The U.S. government says it will deliver nearly 837,000 Pfizer vaccines to Caribbean nations as the region with limited resources struggles with a spike in COVID-19 cases
The Bahamas will receive 397,000 doses followed by Trinidad and Tobago with more than 305,000 doses. Barbados will receive 70,200 doses, while 35,100 are slated for St. Vincent and the Grenadines, 17,550 for Antigua and 11,700 for St. Kitts and Nevis.
“The Biden-Harris administration’s highest priority in the Americas today is managing and ending the COVID pandemic and contributing to equitable recovery,” said Juan González, the National Security Council’s senior director for the Western Hemisphere.
Thousands of specialized syringes required for the Pfizer vaccine also were donated, with officials noting that the donations involved “significant legal and logistic complexity.”
In addition, USAID, which has provided more than $28 million to help 14 Caribbean nations fight COVID-19, expects to announce additional funding soon, according to a White House official.
The Caribbean region has reported more than 1.29 million cases and more than 16,000 deaths, with some 10.7 million people vaccinated so far, according to the Trinidad-based Caribbean Public Health Agency.
The country of more than 11 million people has reported 20,400 confirmed cases and 575 deaths, although experts believe those numbers are severely underreported given a widespread lack of testing.
A National Security Council spokeswoman told The Associated Press that the U.S. “will send a signification amount of additional doses to Haiti soon,” but further details were not immediately available.
On Wednesday, Haitian Health Minister Lauré Adrien said some 16,000 people in Haiti have been vaccinated and that all of the country’s 10 departments have received a supply of vaccines.
The announcement by the U.S. government comes amid recent anti-vaccine protests in Guyana, Antigua and St. Vincent and the Grenadines, whose prime minister was hit in the head with a rock last week and was briefly hospitalized.
Meanwhile, two firefighters in Guadeloupe were injured during recent protests against a COVID-19 curfew, according to a government statement. A similar protest also was reported in nearby Martinique, a French island of more than 370,000 people that is reporting 1,176 cases per 100,000 inhabitants, a spike that officials blame on the delta variant and low vaccination rates.

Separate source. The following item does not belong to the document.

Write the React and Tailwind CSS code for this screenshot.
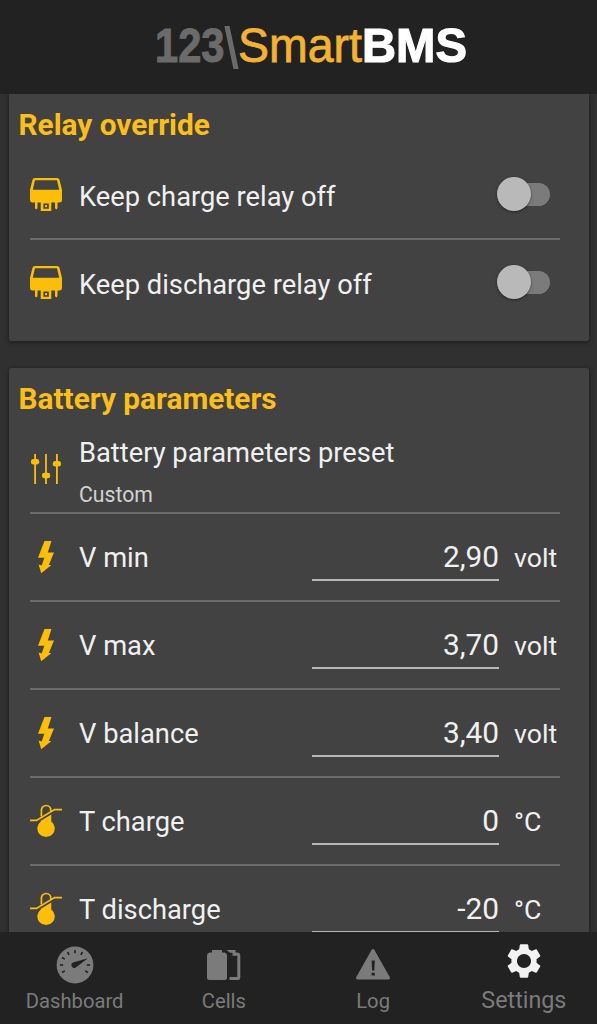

“Tourists are invited to end their stay in Martinique,” the prefecture said on Monday.
That same day, officials in Martinique issued new regulations including shutting down beaches and nonessential businesses and ordering people to not venture farther than roughly half a mile (1 kilometer) from home. Meanwhile, officials in the U.S. Virgin Islands announced upcoming measures including closing beaches by late afternoon on weekends.
Among the islands most struggling with a spike in COVID-19 cases are the Bahamas, Curacao, Martinique, Guadeloupe and Trinidad and Tobago.
France recently announced it was deploying military medics and ICU units to the French Caribbean to fight the virus surge, and military planes were bringing some critically ill patients to the French mainland for treatment.